5 ways AI could support building energy performance, environmental monitoring, and sustainability
What’s possible for building energy management, environmental monitoring, and various forms of sustainability and carbon management, accounting, and reporting? Let us count the ways:
- AI for predictive maintenance: By combining machine learning and data mining from equipment sensors and other facility sources, AI algorithms can predict when maintenance will be needed, helping FM teams coordinate updates and repairs more efficiently, avert costly breakdowns and downtime, and ensuring building systems run as efficiently as possible.
- AI for occupancy detection and energy use prediction: Occupancy sensors are nothing new, but AI takes their use to another level. Using real-time occupancy data from sensors and cameras, an AI system can tell when and where areas of a building are occupied — and adjust lighting, HVAC, and other programming accordingly.
- AI for integrated energy optimization: Beyond occupancy, AI can help predict how much energy will be needed in any given building, at any given time… optimize energy use accordingly — such as trimming energy consumption during peak hours to reduce demand charges and overall utility bills. More sophisticated opportunities include AI-driven distributed energy resource management system (DERMS) that enables facility teams to orchestrate and optimize diverse energy assets, integrating virtual power plants, microgrid management, demand response, and more.
- AI for renewable energy integration: AI can help integrate renewable energy sources like rooftop and carport solar PV panels into buildings’ energy systems. By analyzing data on energy production and use, an AI model can favor using renewable energy sources over fossil-fuel energy sources when circumstances allow. For companies with onsite renewables generation, predictive analytics look at weather patterns like wind and sunlight to help determine peak generation times.
- AI for carbon management and accounting: AI can help accelerate and enhance carbon accounting and reporting across business activities and emission factors, supercharging accuracy while aligning with changing requirements — including tackling Scopes 1 and 2 operational emissions as well as upstream and downstream Scope 3 emissions. This is especially useful for otherwise manual and cumbersome data wrangling, such as mapping business activities to the right inputs to identify corresponding emission factors.
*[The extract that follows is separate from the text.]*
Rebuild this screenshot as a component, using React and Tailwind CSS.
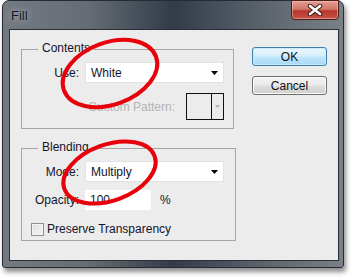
import React from 'react';

function Dropdown({ value }) {
  return (
    <div className="w-[139px] h-[21px] bg-white border border-[#e2e2e2] flex items-center pl-[5px] pr-[5px]">
      <span className="flex-1 text-[12px] leading-[14px] text-[#14142a]">{value}</span>
      <svg width="7" height="4" viewBox="0 0 7 4">
        <path d="M0 0 H7 L3.5 4 Z" fill="#000" />
      </svg>
    </div>
  );
}

function Group({ title, className, children }) {
  return (
    <div className={`relative border border-[#a6a6a6] ${className}`}>
      <span className="absolute -top-[9px] left-[16px] px-[4px] bg-[#ececec] text-[12px] leading-[14px] text-[#14142a]">
        {title}
      </span>
      {children}
    </div>
  );
}

export default function App() {
  return (
    <div className="relative w-[354px] h-[278px] bg-white overflow-hidden font-['Liberation_Sans',Arial,sans-serif]">
      <div className="ml-[2px] w-[342px] h-[268px] rounded-t-[7px] rounded-b-[3px] border border-[#262b31] bg-[linear-gradient(90deg,#747a82_0%,#656c75_25%,#323c47_50%,#59616b_75%,#7a8087_100%)] shadow-[2px_4px_5px_rgba(0,0,0,0.45)] flex flex-col">
        {/* title bar */}
        <div className="h-[28px] flex items-start">
          <span className="pl-[8px] pt-[7px] text-[13px] leading-[15px] text-[#16162a] [text-shadow:0_0_6px_rgba(220,225,230,0.9)]">
            Fill
          </span>
          <div className="ml-auto mr-[4px] -mt-[1px] w-[48px] h-[20px] rounded-b-[4px] border border-[#4a201c] bg-[linear-gradient(180deg,#e39d92_0%,#d2776b_45%,#b8362b_55%,#c45448_100%)] flex items-center justify-center shadow-[inset_0_0_0_1px_rgba(255,200,190,0.5)]">
            <svg width="16" height="12" viewBox="0 0 16 12">
              <path d="M3 2 L13 10 M13 2 L3 10" stroke="#3a1512" strokeWidth="4.5" strokeLinecap="round" />
              <path d="M3 2 L13 10 M13 2 L3 10" stroke="#fff" strokeWidth="2.6" strokeLinecap="round" />
            </svg>
          </div>
        </div>

        {/* content */}
        <div className="ml-[6px] w-[330px] h-[232px] border border-[#2a2f35] bg-[#ececec] flex">
          <div className="pl-[11px] pt-[19px] flex flex-col gap-[19px]">
            <Group title="Contents" className="w-[213px] h-[80px]">
              <div className="flex items-center pt-[12px]">
                <span className="w-[57px] text-right text-[12px] text-[#14142a]">Use:</span>
                <div className="ml-[6px]">
                  <Dropdown value="White" />
                </div>
              </div>
              <div className="flex items-center justify-end pr-[9px] mt-[10px] gap-[11px]">
                <span className="text-[12px] text-[#b4b4b4]">Custom Pattern:</span>
                <div className="w-[38px] h-[27px] border border-[#111] flex">
                  <div className="w-[25px] border-r border-[#111]"></div>
                  <div className="flex-1 flex items-center justify-center">
                    <svg width="5" height="3" viewBox="0 0 5 3">
                      <path d="M0 0 H5 L2.5 3 Z" fill="#b0b0b0" />
                    </svg>
                  </div>
                </div>
              </div>
            </Group>

            <Group title="Blending" className="w-[215px] h-[93px]">
              <div className="flex items-center pt-[12px]">
                <span className="w-[57px] text-right text-[12px] text-[#14142a]">Mode:</span>
                <div className="ml-[6px]">
                  <Dropdown value="Multiply" />
                </div>
              </div>
              <div className="flex items-center mt-[8px]">
                <span className="w-[57px] text-right text-[12px] text-[#14142a]">Opacity:</span>
                <div className="ml-[6px] w-[66px] h-[20px] bg-white flex items-center pl-[5px] text-[12px] text-[#14142a]">
                  100
                </div>
                <span className="ml-[9px] text-[12px] text-[#14142a]">%</span>
              </div>
              <div className="flex items-center mt-[10px] pl-[9px] gap-[3px]">
                <div className="w-[13px] h-[13px] border border-[#8e8f8f] bg-[linear-gradient(135deg,#dcdcdc,#f6f6f6)] shadow-[inset_0_0_0_1px_#f4f4f4]"></div>
                <span className="text-[12px] text-[#14142a]">Preserve Transparency</span>
              </div>
            </Group>
          </div>

          <div className="ml-[16px] pt-[17px] flex flex-col gap-[10px]">
            <button className="w-[75px] h-[19px] rounded-[3px] border border-[#3c7fb1] bg-[linear-gradient(180deg,#eaf6fd_0%,#d9f0fc_45%,#bee6fd_55%,#a7d9f5_100%)] shadow-[inset_0_0_0_1px_#c8ecfb] text-[12px] leading-[14px] text-[#111]">
              OK
            </button>
            <button className="w-[75px] h-[19px] rounded-[3px] border border-[#707070] bg-[linear-gradient(180deg,#f2f2f2_0%,#ebebeb_45%,#dddddd_55%,#cfcfcf_100%)] shadow-[inset_0_0_0_1px_#fafafa] text-[12px] leading-[14px] text-[#111]">
              Cancel
            </button>
          </div>
        </div>
      </div>

      {/* red annotation circles */}
      <svg className="absolute inset-0 pointer-events-none" width="354" height="278" viewBox="0 0 354 278">
        <ellipse cx="110" cy="73.5" rx="49" ry="31" transform="rotate(-20 110 73.5)" fill="none" stroke="#e8000a" strokeWidth="4" />
        <ellipse cx="109.5" cy="172.5" rx="48" ry="28" transform="rotate(-20 109.5 172.5)" fill="none" stroke="#e8000a" strokeWidth="4" />
      </svg>
    </div>
  );
}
Potential drawbacks and risks of AI in facilities management
If potential pros abound to using AI in facility sustainability, so do potential drawbacks and risks. Let’s take a closer look at three of them:
- Upfront “data infrastructure” investment: AI-powered systems aren’t just hungry for data, they need data. Lots of it. Which begins with installing and integrating data infrastructure like smart meters and interconnected sensors throughout facilities, not to mention API integrations with various software platforms and data streams. Only 10–15% of buildings have the equipment or systems in place to gather the data it takes to support AI, according to the Wall Street Journal last year.
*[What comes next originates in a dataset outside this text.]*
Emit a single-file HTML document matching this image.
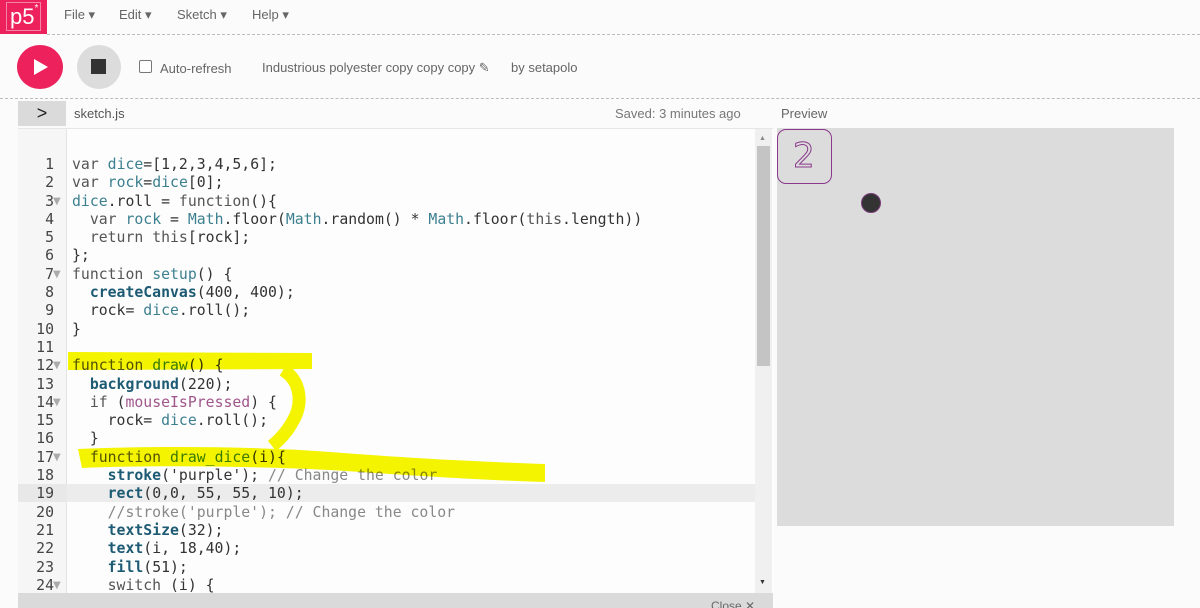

The data needs don’t stop there, either. Investing in AI for facility sustainability also extends far beyond upfront costs. It includes continual investment in data acquisition and storage; software licensing and updates; model training, monitoring, and maintenance; and finally, keeping personnel up to date on interacting with AI-driven systems. - Algorithm bias: This refers to AI-powered software mirroring — and then making suggestions or outright decisions based on — data information that reflects a skewed (i.e., biased) view of the world. For example, consider the historical data an AI-powered predictive maintenance system uses to train its algorithms. If maintenance records favored certain types of equipment or areas of a facility over others due to human bias or oversight, the AI algorithm might inadvertently prioritize maintenance for those areas or equipment — even if they aren’t the most critical — running the risk of degraded performance.
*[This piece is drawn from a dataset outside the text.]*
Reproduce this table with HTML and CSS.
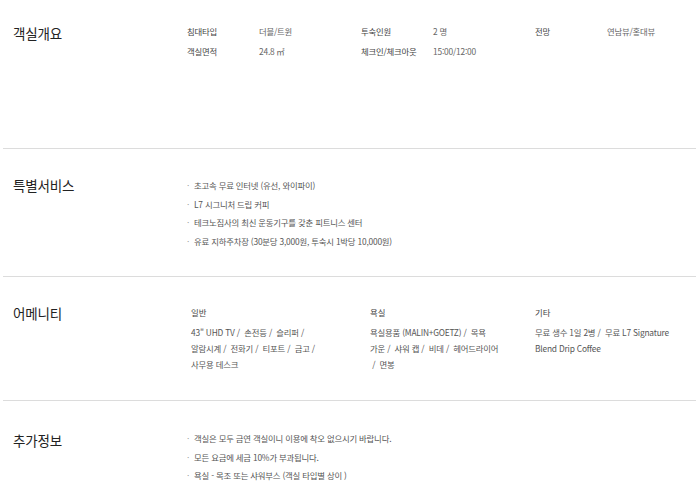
FILE: index.html
```html
<!DOCTYPE html>
<html lang="ko">
<head>
<meta charset="utf-8">
<link rel="stylesheet" href="styles.css">
</head>
<body>
<div class="page">
  <section class="sec sec-overview">
    <h2 class="sec-title">객실개요</h2>
    <div class="sec-body">
      <div class="specs">
        <div class="spec"><span class="lbl">침대타입</span><span class="val">더블/트윈</span></div>
        <div class="spec"><span class="lbl">투숙인원</span><span class="val">2 명</span></div>
        <div class="spec"><span class="lbl">전망</span><span class="val">연남뷰/홍대뷰</span></div>
        <div class="spec"><span class="lbl">객실면적</span><span class="val">24.8 ㎡</span></div>
        <div class="spec"><span class="lbl">체크인/체크아웃</span><span class="val">15:00/12:00</span></div>
      </div>
    </div>
  </section>
  <section class="sec sec-service">
    <h2 class="sec-title">특별서비스</h2>
    <div class="sec-body">
      <ul class="bullets">
        <li>초고속 무료 인터넷 (유선, 와이파이)</li>
        <li>L7 시그니처 드립 커피</li>
        <li>테크노짐사의 최신 운동기구를 갖춘 피트니스 센터</li>
        <li>유료 지하주차장 (30분당 3,000원, 투숙시 1박당 10,000원)</li>
      </ul>
    </div>
  </section>
  <section class="sec sec-amenity">
    <h2 class="sec-title">어메니티</h2>
    <div class="sec-body">
      <div class="amenities">
        <div class="amen">
          <h3 class="amen-head">일반</h3>
          <p class="amen-text">43" UHD TV /&nbsp; 손전등 /&nbsp; 슬리퍼 /<br>알람시계 /&nbsp; 전화기 /&nbsp; 티포트 /&nbsp; 금고 /<br>사무용 데스크</p>
        </div>
        <div class="amen">
          <h3 class="amen-head">욕실</h3>
          <p class="amen-text">욕실용품 (MALIN+GOETZ) /&nbsp; 목욕<br>가운 /&nbsp; 샤워 캡 /&nbsp; 비데 /&nbsp; 헤어드라이어<br>&nbsp;/&nbsp; 면봉</p>
        </div>
        <div class="amen">
          <h3 class="amen-head">기타</h3>
          <p class="amen-text">무료 생수 1일 2병 /&nbsp; 무료 L7 Signature<br>Blend Drip Coffee</p>
        </div>
      </div>
    </div>
  </section>
  <section class="sec sec-extra">
    <h2 class="sec-title">추가정보</h2>
    <div class="sec-body">
      <ul class="bullets">
        <li>객실은 모두 금연 객실이니 이용에 착오 없으시기 바랍니다.</li>
        <li>모든 요금에 세금 10%가 부과됩니다.</li>
        <li>욕실 - 목조 또는 샤워부스 (객실 타입별 상이 )</li>
      </ul>
    </div>
  </section>
</div>
</body>
</html>
```

FILE: styles.css
```css
* { box-sizing: border-box; }
html, body {
  margin: 0;
  padding: 0;
  background: #fff;
}
body {
  font-family: "Noto Sans CJK KR", "Noto Sans", sans-serif;
  color: #333;
}
.page {
  padding-left: 3px;
  overflow: hidden;
}
.sec {
  display: flex;
  border-bottom: 1px solid #dcdcdc;
  padding-left: 10px;
}
.sec-overview { height: 149px; padding-top: 23px; }
.sec-service { height: 128px; padding-top: 26px; }
.sec-amenity { height: 124px; padding-top: 26px; }
.sec-extra { height: 93px; padding-top: 29px; border-bottom: none; }

.sec-title {
  margin: 0;
  width: 174px;
  flex: none;
  font-size: 13.5px;
  line-height: 20px;
  font-weight: 400;
  color: #222;
  letter-spacing: -0.2px;
}
.sec-body { flex: 1; }

.specs {
  display: grid;
  grid-template-columns: 174px 174px 1fr;
  margin-top: -2px;
}
.spec {
  display: flex;
  font-size: 8.4px;
  line-height: 20px;
  letter-spacing: -0.2px;
}
.lbl { width: 72px; flex: none; color: #444; }
.val { color: #666; }

.bullets {
  list-style: none;
  margin: 0;
  padding: 0;
  margin-top: 1px;
}
.sec-extra .bullets { margin-top: -1px; }
.bullets li {
  position: relative;
  padding-left: 7px;
  font-size: 8.4px;
  line-height: 18.7px;
  color: #555;
  letter-spacing: -0.2px;
}
.bullets li::before {
  content: "·";
  position: absolute;
  left: 0;
  top: 0;
  color: #999;
}

.amenities {
  display: grid;
  grid-template-columns: 179px 165px 1fr;
  padding-left: 4px;
  margin-top: 1px;
}
.amen-head {
  margin: 0 0 4px;
  font-size: 8.4px;
  line-height: 16px;
  font-weight: 400;
  color: #444;
}
.amen-text {
  margin: 0;
  font-size: 8.4px;
  line-height: 16px;
  color: #555;
  white-space: nowrap;
  letter-spacing: -0.2px;
}
```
Other forms of bias might include geographic bias, vendor bias, or bias due to incomplete data. If AI is trained on data from a facility in one region, but then generalizes to facilities in other regions where conditions (e.g., climate, weather, humidity) are totally different and impact building performance in distinct ways, it can lead to flawed predictions. Or if a facility tends to use equipment from specific vendors, it might prompt the AI system to incorrectly prioritize maintenance for those vendors’ products over others — regardless of actual needs. Or if sensor data is missing or inaccurate due to sensor malfunction or poor calibration, it can yet again lead to faulty AI-based insights and decision-making predictions. - Cybersecurity: Maintaining your organization’s data privacy and security goals is another sensitive area. Like any other technology-centered system, AI strategy in FM can be susceptible to cyberattack. After all, AI systems require a lot of sensitive information — from building layouts and occupancy patterns to maintenance schedules — that, when breached, could be exploited for malicious purposes. They also rely on sensors and other Internet of Things (IoT) devices to collect data and manage building systems — any of which can be vulnerable to cyberattack, and if breached, used as an entry point to infiltrate AI systems and manipulate their behavior.
For example, without strong cybersecurity measures in place, a hacker could, say, tamper with predictive maintenance models, conjuring false alarms or hiding maintenance issues, and potentially leading to equipment failure or safety issues.
It’s still vital to have human experts in the driver's seat
Every facility sustainability journey is different. If you think AI solutions may be in your future, make sure whatever approach you take matches your organization’s unique priorities and values. But remember: it’s crucial that every application of AI in FM retains human experts in the proverbial driver’s seat.
At the end of the day, AI is a tool (albeit a new, exciting, and promising one) to support your facilities management. Like any tool, it requires the right expertise to use it appropriately, to maximize its potential, and to guard against its would-be pitfalls. Understanding how AI-powered energy and carbon management software can augment existing systems — and ensuring that they don’t undermine your efforts (or budget) by incorporating various biases and risks — is the key.